新規事業に向けて、実証実験やテストマーケティングに乗り出す際に必要になるのが、既存事業部の現場の巻き込みである。しかし、ここにも多くの難所がある。新規事業立ち上げにおいて、既存事業部を巻き込むために必要なことは何か?
本連載では、架空の典型的な日本企業である文具・事務用品メーカー「サプライズ社」が、様々な落とし穴でつまずきつつ、担当者が起死回生目指して奮闘していく軌跡を描いていく。5回目の本稿は、事業化のための既存事業の巻き込みについて。
「良いアイデアって、なかなか生まれないな。

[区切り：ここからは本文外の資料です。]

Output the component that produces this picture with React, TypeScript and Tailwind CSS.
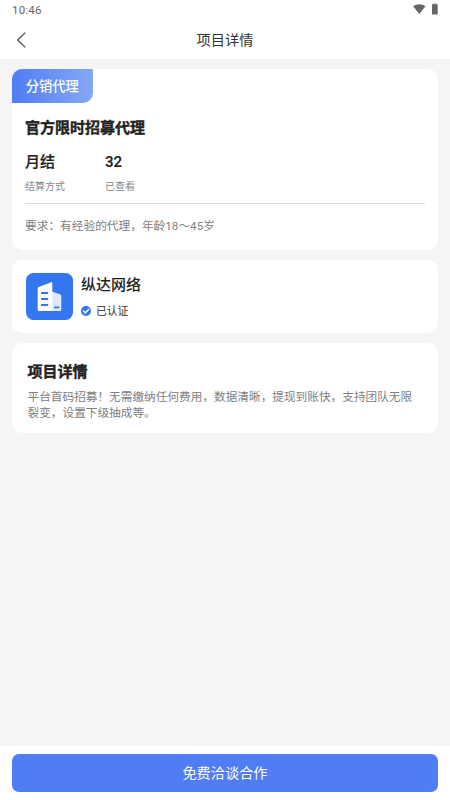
import React from 'react';

interface StatProps {
  value: string;
  label: string;
}

const StatusBar: React.FC = () => (
  <div className="flex h-5 items-center justify-between pl-3 pr-[12.5px]">
    <span className="text-[11.5px] leading-5 tracking-[0.2px] text-[#666]">10:46</span>
    <div className="flex items-center gap-[6px] -mt-[2px]">
      <svg className="h-[10px] w-[13px]" viewBox="0 0 13 10" fill="#666">
        <path d="M6.3 10 L0.1 2.3 C3.4 -0.5 9.2 -0.5 12.5 2.3 Z" />
      </svg>
      <svg className="h-[12px] w-[6px]" viewBox="0 0 6 12">
        <path d="M1.2 0.3h3v1.5h-3z" fill="#aaa" />
        <rect x="-0.3" y="1.2" width="6" height="10.3" rx="0.6" fill="#666" />
      </svg>
    </div>
  </div>
);

const Header: React.FC = () => (
  <div className="grid h-[39px] grid-cols-3 items-center">
    <button className="ml-4 w-fit">
      <svg className="h-4 w-[10px]" viewBox="0 0 10 16" fill="none" stroke="#444" strokeWidth="1.2">
        <path d="M9.3 0.6 L1.6 8 L9.3 15.4" />
      </svg>
    </button>
    <h1 className="text-center text-[14.2px] leading-5 text-[#333]">项目详情</h1>
  </div>
);

const Stat: React.FC<StatProps> = ({ value, label }) => (
  <div className="w-20">
    <div className="text-[15px] leading-[22px] font-medium text-[#222] [-webkit-text-stroke:0.2px_#222]">{value}</div>
    <div className="mt-[7px] text-[10px] leading-[14px] text-[#888]">{label}</div>
  </div>
);

const CompanyLogo: React.FC = () => (
  <svg className="h-[47px] w-[47px]" viewBox="0 0 47 47">
    <rect width="47" height="47" rx="7.5" fill="#3475f0" />
    <path d="M25.5 18.4 L34 21.2 Q35.3 21.7 35.3 23 V36.8 Q35.3 38 34.1 38 H25.5 Z" fill="#dfe8fc" />
    <path d="M12.6 14 Q11.7 14.4 11.7 15.5 V36.8 Q11.7 38 12.9 38 H26.3 V9.8 Q26.3 8.8 25.3 9.2 Z" fill="#fff" />
    <path d="M15 20h7.2M15 26h7.2M15 32h7.2M28 34.4h5.4" stroke="#3475f0" strokeWidth="1.8" />
  </svg>
);

const VerifiedIcon: React.FC = () => (
  <svg className="h-[10px] w-[10px]" viewBox="0 0 10 10">
    <circle cx="5" cy="5" r="5" fill="#3475f0" />
    <path d="M2.2 4.8 L4.4 7 L8 3" fill="none" stroke="#fff" strokeWidth="1.5" />
  </svg>
);

const App: React.FC = () => {
  return (
    <div className="flex h-[800px] w-full flex-col bg-[#f5f5f5] font-[Roboto,'Noto_Sans_CJK_SC',sans-serif]">
      <header className="h-[59px] bg-white">
        <StatusBar />
        <Header />
      </header>

      <main className="flex flex-1 flex-col gap-[10px] px-3 pt-[10px]">
        <section className="h-[181px] overflow-hidden rounded-[10px] bg-white">
          <div className="flex h-[33.5px] w-[80.5px] items-center justify-center rounded-br-[10px] bg-linear-to-r from-[#507cf4] to-[#85a8f7] pt-[2px] text-[13.3px] font-medium text-white">
            分销代理
          </div>
          <div className="px-[13px]">
            <h2 className="mt-[14px] text-[15px] leading-[22px] font-bold text-[#222] [-webkit-text-stroke:0.4px_#222]">
              官方限时招募代理
            </h2>
            <div className="mt-3 flex">
              <Stat value="月结" label="结算方式" />
              <Stat value="32" label="已查看" />
            </div>
            <p className="mt-[9px] border-t border-[#ddd] pt-[14px] text-[11.7px] leading-[17px] text-[#808080]">
              要求：有经验的代理，年龄18～45岁
            </p>
          </div>
        </section>

        <section className="flex h-[73px] items-center rounded-[10px] bg-white pl-[14px]">
          <CompanyLogo />
          <div className="ml-2">
            <div className="text-[15px] leading-[22px] font-medium text-[#222]">纵达网络</div>
            <div className="mt-[7px] flex items-center gap-[5px] text-[10.8px] leading-4 text-[#333]">
              <VerifiedIcon />
              <span className="relative top-px">已认证</span>
            </div>
          </div>
        </section>

        <section className="h-[90px] rounded-[10px] bg-white pt-[18px] pl-[15.5px] pr-4">
          <h2 className="text-[15px] leading-[22px] font-bold text-[#222] [-webkit-text-stroke:0.4px_#222]">项目详情</h2>
          <p className="mt-[5.5px] text-[11.67px] leading-[16.7px] text-[#808080]">
            平台首码招募！无需缴纳任何费用，数据清晰，提现到账快，支持团队无限裂变，设置下级抽成等。
          </p>
        </section>
      </main>

      <footer className="h-[54px] bg-white px-3 pt-2">
        <button className="h-[38px] w-full rounded-[7px] bg-[#507cf4] pt-[2px] text-[14.2px] text-white">免费洽谈合作</button>
      </footer>
    </div>
  );
};

export default App;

…私、ダメなのかな」
7月の3連休明けのある日、サプライズ社デジタル新規事業企画室、通称「サプライズ・ラボ」メンバーの咲間香枝は、平日代休を取ってやってきた東京ディズニーリゾートの中のテラス・レストランで、園内の風景をガラス越しに眺めながら、ぼんやりと物思いにふけっていた。

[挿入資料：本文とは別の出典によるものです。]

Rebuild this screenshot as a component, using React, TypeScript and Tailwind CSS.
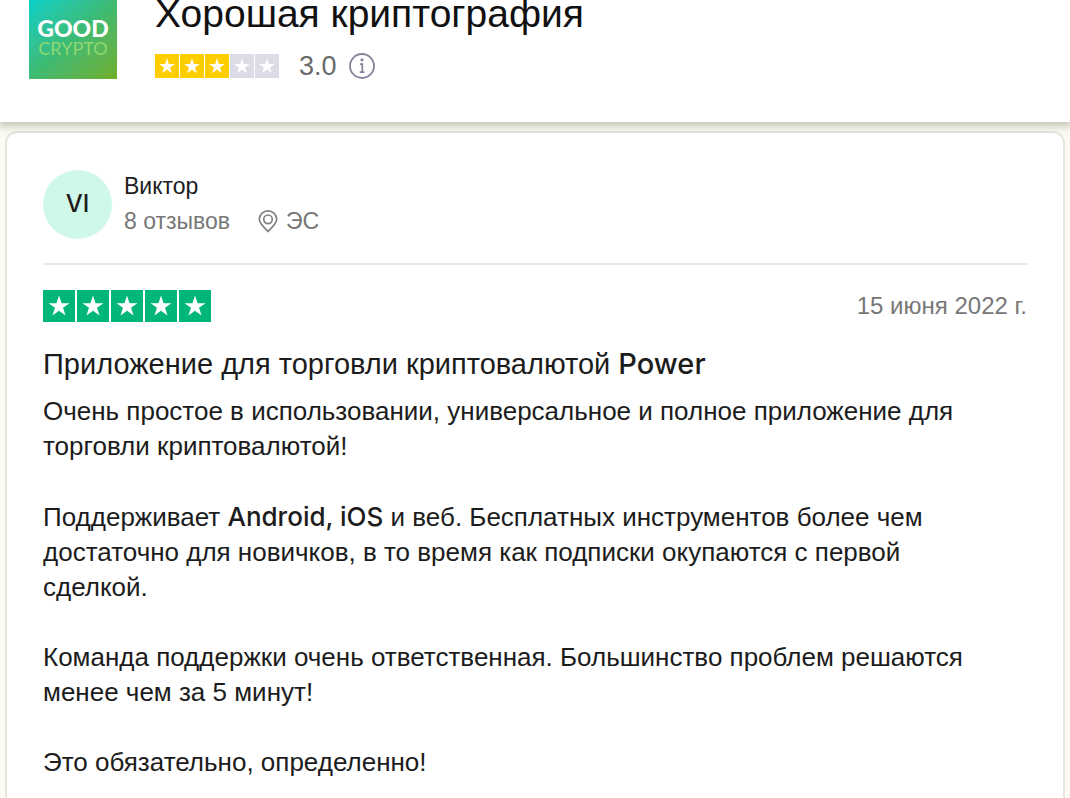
import type { ReactNode } from "react";

const STAR =
  "M12 4.2l1.9 5.7h6l-4.9 3.5 1.9 5.8-4.9-3.6-4.9 3.6L9 13.4 4.1 9.9h6z";

function Stars({
  value,
  className,
  size,
  fill,
}: {
  value: number;
  className: string;
  size: string;
  fill: string;
}) {
  return (
    <div className={`flex ${className}`} role="img" aria-label={`${value} / 5`}>
      {[1, 2, 3, 4, 5].map((n) => (
        <svg
          key={n}
          viewBox="0 0 24 24"
          className={`${size} ${n <= value ? fill : "bg-[#dcdce6]"}`}
        >
          <path d={STAR} fill="#fff" />
        </svg>
      ))}
    </div>
  );
}

function Latin({ children }: { children: ReactNode }) {
  return <span className="font-['Inter',sans-serif] font-medium">{children}</span>;
}

function Logo() {
  return (
    <div className="flex h-[79px] w-[88px] shrink-0 flex-col items-center bg-linear-to-br from-[#00cfc9] via-[#3dba72] to-[#6fae22] pt-[18px] font-['Lato',sans-serif]">
      <span className="text-[23px] leading-5 font-black text-white">GOOD</span>
      <span className="text-lg leading-5 text-[#8fd873]">CRYPTO</span>
    </div>
  );
}

function InfoIcon() {
  return (
    <svg viewBox="0 0 26 26" className="size-[26px]" fill="none" stroke="#85859b">
      <circle cx="13" cy="13" r="12" strokeWidth="1.8" />
      <path d="M11 11.2h2.3v8M10.8 19.2h4.6" strokeWidth="1.8" />
      <circle cx="13" cy="6.8" r="1.6" fill="#85859b" stroke="none" />
    </svg>
  );
}

function PinIcon() {
  return (
    <svg viewBox="0 0 20 24" className="h-6 w-5" fill="none" stroke="#808080" strokeWidth="1.7">
      <path d="M10 21.5C6.5 18 1.3 13.5 1.3 9.3a8.7 8.4 0 0 1 17.4 0c0 4.2-5.2 8.7-8.7 12.2z" />
      <circle cx="10" cy="9.3" r="4.3" />
    </svg>
  );
}

function Header() {
  return (
    <header className="relative flex h-[122px] items-start bg-white pl-[29px] shadow-[0_2px_8px_2px_rgba(90,90,70,0.35)]">
      <Logo />
      <div className="ml-[38px]">
        <h1 className="-mt-2 text-[39px] leading-11 text-[#111]">Хорошая криптография</h1>
        <div className="mt-4 flex items-center">
          <Stars value={3} className="gap-px" size="size-6" fill="bg-[#ffce00]" />
          <span className="ml-5 text-[27px] leading-7 text-[#696a6a]">3.0</span>
          <button type="button" aria-label="Информация" className="ml-3">
            <InfoIcon />
          </button>
        </div>
      </div>
    </header>
  );
}

const body = [
  <>
    Очень простое в использовании, универсальное и полное приложение для
    <br />
    торговли криптовалютой!
  </>,
  <>
    Поддерживает <Latin>Android, iOS</Latin> и веб. Бесплатных инструментов более чем
    <br />
    достаточно для новичков, в то время как подписки окупаются с первой
    <br />
    сделкой.
  </>,
  <>
    Команда поддержки очень ответственная. Большинство проблем решаются
    <br />
    менее чем за 5 минут!
  </>,
  <>Это обязательно, определенно!</>,
];

function Review() {
  return (
    <article className="mx-[5px] rounded-t-xl border-2 border-b-0 border-[#e6e6df] bg-white px-9 pt-9 pb-6">
      <div className="flex items-center gap-3 border-b-2 border-[#e8e8e2] pb-6">
        <div className="flex size-[69px] items-center justify-center rounded-full bg-[#d0f8e8] text-2xl text-[#1c1c1c]">
          <Latin>VI</Latin>
        </div>
        <div className="text-[23px] leading-[35px]">
          <div className="text-[#1c1c1c]">Виктор</div>
          <div className="flex items-center text-[#777]">
            <span>8 отзывов</span>
            <span className="ml-7 flex items-center gap-2">
              <PinIcon />
              ЭС
            </span>
          </div>
        </div>
      </div>

      <div className="mt-[25px] flex items-center justify-between">
        <Stars value={5} className="gap-0.5" size="size-8" fill="bg-[#00b67a]" />
        <time dateTime="2022-06-15" className="text-2xl leading-8 text-[#777]">
          15 июня 2022 г.
        </time>
      </div>

      <h2 className="mt-6 text-[29px] leading-9 text-[#1c1c1c]">
        Приложение для торговли криптовалютой <Latin>Power</Latin>
      </h2>
      <div className="mt-3 space-y-[35px] text-[26px] leading-[35px] text-[#1c1c1c]">
        {body.map((text, i) => (
          <p key={i}>{text}</p>
        ))}
      </div>
    </article>
  );
}

export default function App() {
  return (
    <div className="min-h-screen bg-[#fbfbf3] font-['Liberation_Sans',Arial,sans-serif]">
      <Header />
      <main className="pt-[9px]">
        <Review />
      </main>
    </div>
  );
}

屋外の気温は34度。暑い、暑すぎる。昼のステージショーで盛大に水が撒かれたおかげで、地面からの輻射熱は少し弱まったかにも感じられるものの、それでも屋外を10分も歩いていれば頭がクラクラしてくる。せっかく気分転換にと休みを取ってきたのに、クーラーの効いたレストランから外に出て遊ぶ気にまったくなれない……。
そのとき、咲間の視界に入ったのが、道の真ん中にできた小さな人だかりだった。周りにいる人たちが次々とそこに集まってくる。

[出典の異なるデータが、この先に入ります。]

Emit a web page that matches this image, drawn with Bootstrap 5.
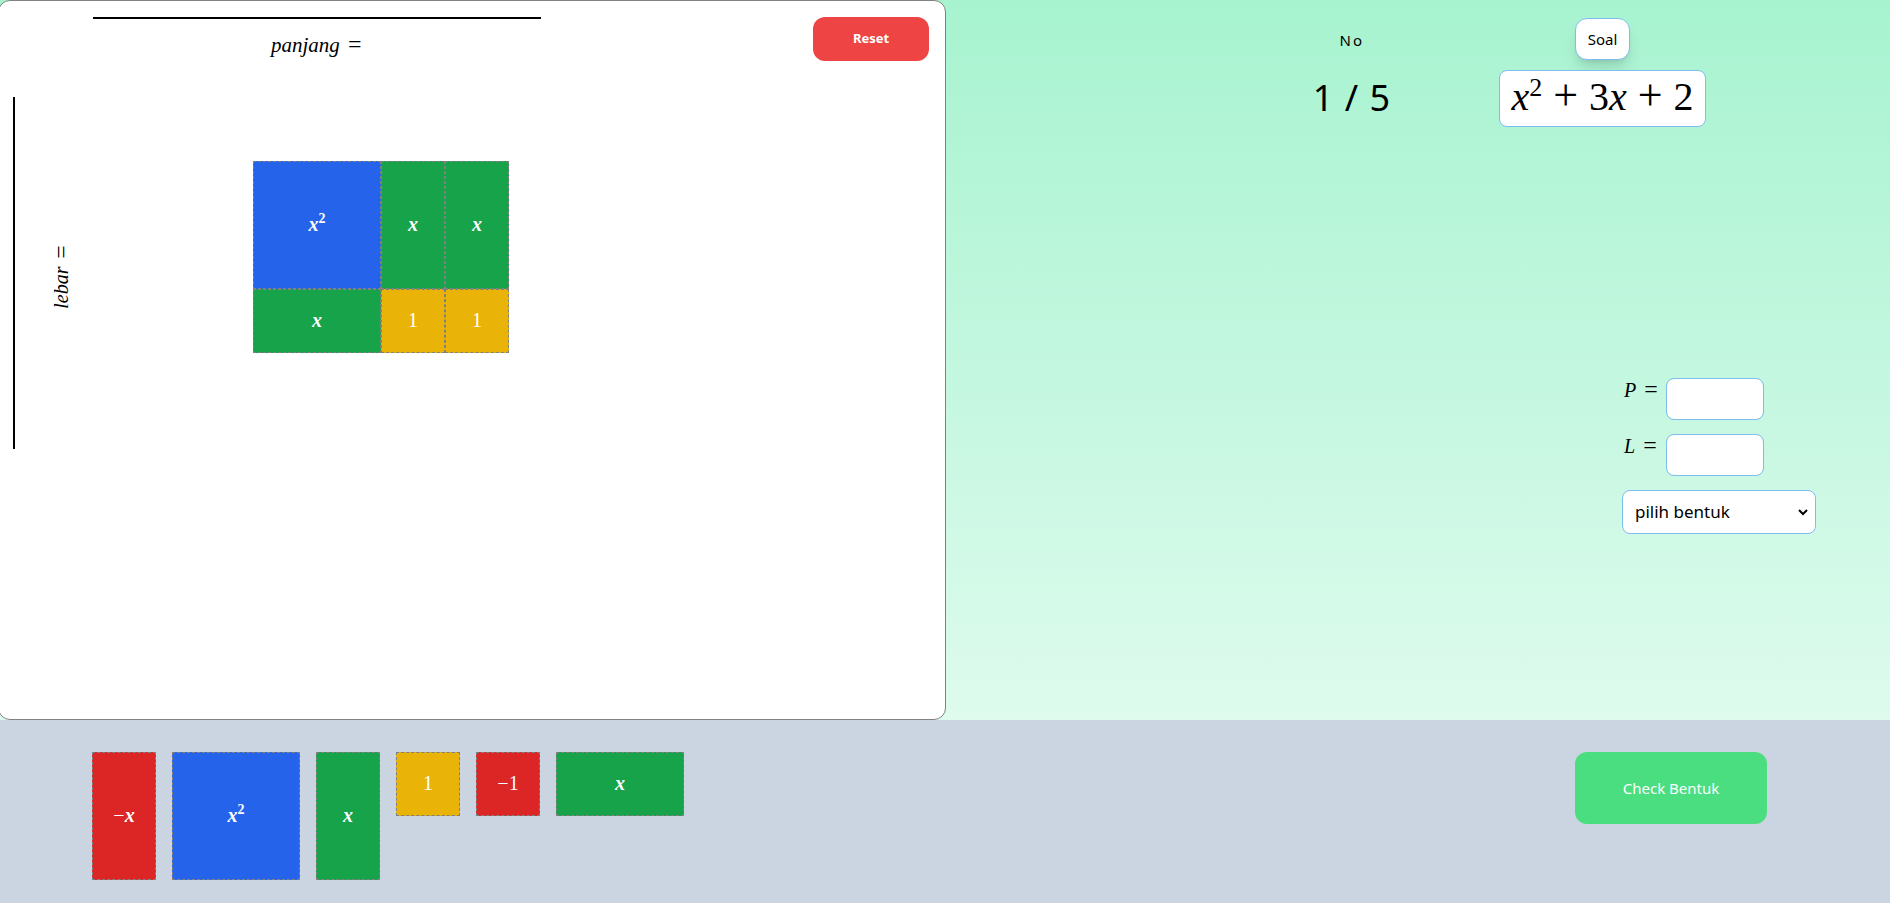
<!DOCTYPE html>
<html lang="id">
<head>
<meta charset="utf-8">
<meta name="viewport" content="width=device-width, initial-scale=1">
<title>Ubin Aljabar</title>
<link href="https://cdn.jsdelivr.net/npm/bootstrap@5.3.0/dist/css/bootstrap.min.css" rel="stylesheet">
<style>
  body { font-family: "Noto Sans", "Open Sans", sans-serif; color: #000; background: linear-gradient(#a7f3d0, #ecfdf5) no-repeat; }
  .formula { font-family: "Liberation Serif", serif; font-size: 20px; line-height: 24px; white-space: nowrap; }
  .formula sup { font-size: 14px; font-style: normal; top: -8px; line-height: 0; }
  .rel { font-size: 24px; line-height: 0; margin-inline-start: 3px; }
  .workspace { flex: 0 0 50%; }
  .board { margin: 0 -1px 0 -2px; border: 1px solid #808080; border-radius: 12px; padding: 16px 16px 16px 17px; }
  .length-line { width: 448px; border-top: 2px solid #000; margin-left: 77px; }
  .length-text { padding-left: 178px; padding-top: 14px; font-size: 21px; }
  .width-line { height: 352px; width: 54px; margin: 36px 0 0 -3px; border-left: 2px solid #000; padding: 8px 0 0 34px; }
  .width-text { writing-mode: vertical-rl; rotate: 180deg; }
  .tile-grid { display: grid; grid-template: 128px 64px / 128px 64px 64px; margin: 100px 0 0 186px; }
  .tile { display: flex; align-items: center; justify-content: center; border: 1px dashed #808080; color: #fff; flex: none; padding: 0 0 2px; }
  .tile i, .tile sup { font-weight: 700; }
  .tall { width: 64px; height: 128px; }
  .big { width: 128px; height: 128px; }
  .unit { width: 64px; height: 64px; }
  .wide { width: 128px; height: 64px; }
  .blue { background: #2563eb; } .green { background: #16a34a; } .gold { background: #eab308; } .red { background: #dc2626; }
  .btn-reset { width: 116px; height: 44px; border: 0; border-radius: 12px; background: #ef4444; color: #fff; font-size: 13px; font-weight: 700; }
  .quiz-head { gap: 108px; padding: 18px 184px 0 0; }
  .counter { letter-spacing: 2px; font-size: 15px; line-height: 24px; padding-top: 10px; }
  .counter-value { font-size: 36px; line-height: 40px; letter-spacing: 1px; margin-top: 26px; }
  .btn-soal { height: 42px; border: 1px solid #7dbdf0; border-radius: 12px; background: #fff; font-size: 15px; padding: 0 12px; box-shadow: 0 10px 15px -3px #0002, 0 4px 6px -4px #0002; }
  .question { border: 1px solid #7dbdf0; border-radius: 8px; background: #fff; width: 207px; height: 57px; margin-top: 10px; font-size: 40px; line-height: 52px; }
  .question sup { font-size: 26px; top: -14px; }
  .question .rel { font-size: 44px; margin: 0 1px; }
  .answers { width: 194px; gap: 14px; margin: 251px 74px 24px 0; }
  .answers .form-control, .answers .form-select { border-color: #7dbdf0; border-radius: 8px; background-color: #fff; color: #000; }
  .answers .form-control { width: 98px; height: 42px; }
  .answers .form-select { height: 44px; font-size: 17px; background-size: 10px; background-position: right 7px center; padding: 0 24px 0 12px;
    background-image: url("data:image/svg+xml,%3csvg xmlns='http://www.w3.org/2000/svg' viewBox='0 0 10 10'%3e%3cpath d='M1 3l4 4 4-4' fill='none' stroke='%23000' stroke-width='2'/%3e%3c/svg%3e"); }
  .answers label { width: 44px; padding-left: 2px; }
  .tray { background: #cbd5e1; padding: 32px 123px 23px 92px; }
  .btn-check-shape { width: 192px; height: 72px; border: 0; border-radius: 12px; background: #4ade80; color: #fff; font-size: 15px; }
</style>
</head>
<body>
<div class="d-flex flex-column min-vh-100">
  <main class="d-flex flex-grow-1">
    <section class="workspace d-flex flex-column">
      <div class="board bg-white flex-grow-1">
        <div class="d-flex justify-content-between align-items-start">
          <div class="length-line"><div class="length-text formula"><i>panjang</i> <span class="rel">=</span></div></div>
          <button type="button" class="btn-reset">Reset</button>
        </div>
        <div class="d-flex">
          <div class="width-line d-flex align-items-center"><div class="width-text formula"><i>lebar</i> <span class="rel">=</span></div></div>
          <div class="tile-grid formula">
            <div class="tile blue"><span><i>x</i><sup>2</sup></span></div>
            <div class="tile green"><i>x</i></div>
            <div class="tile green"><i>x</i></div>
            <div class="tile green"><i>x</i></div>
            <div class="tile gold">1</div>
            <div class="tile gold">1</div>
          </div>
        </div>
      </div>
    </section>
    <section class="flex-grow-1 d-flex flex-column align-items-end">
      <div class="quiz-head d-flex text-center">
        <div class="counter">No<div class="counter-value">1 / 5</div></div>
        <div class="d-flex flex-column align-items-center">
          <button type="button" class="btn-soal">Soal</button>
          <div class="question formula"><i>x</i><sup>2</sup> <span class="rel">+</span> 3<i>x</i> <span class="rel">+</span> 2</div>
        </div>
      </div>
      <form class="answers d-flex flex-column">
        <div class="d-flex"><label class="formula" for="p"><i>P</i> <span class="rel">=</span></label><input id="p" type="text" class="form-control"></div>
        <div class="d-flex"><label class="formula" for="l"><i>L</i> <span class="rel">=</span></label><input id="l" type="text" class="form-control"></div>
        <select class="form-select" aria-label="Bentuk"><option>pilih bentuk</option></select>
      </form>
    </section>
  </main>
  <footer class="tray d-flex justify-content-between align-items-start">
    <div class="d-flex gap-3 align-items-start formula">
      <div class="tile tall red"><span>−<i>x</i></span></div>
      <div class="tile big blue"><span><i>x</i><sup>2</sup></span></div>
      <div class="tile tall green"><i>x</i></div>
      <div class="tile unit gold">1</div>
      <div class="tile unit red">−1</div>
      <div class="tile wide green"><i>x</i></div>
    </div>
    <button type="button" class="btn-check-shape">Check Bentuk</button>
  </footer>
</div>
<script src="https://cdn.jsdelivr.net/npm/bootstrap@5.3.0/dist/js/bootstrap.bundle.min.js"></script>
</body>
</html>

人だかりの真ん中にいるのは、清掃員(カストーディアル)だった。普通の作業着を着た清掃員が、ヒップホップ調にアレンジされたノリの良い音楽に合わせ、ほうきとちりとりを使いながらアクロバティックなダンスを披露していた。
「すごい! ときたま園内でダンスやパフォーマンスを見せてくれる清掃員さんがいるって聞いたことあったけど、本当だったんだ……」
周りに集まっている観客はスマホで写真を撮り、歓声をあげ、中には清掃員に招かれて一緒に踊り出す人もいた。しばらくの間、その光景に見とれていた咲間の脳裏に、突然あるイメージが浮かび上がった。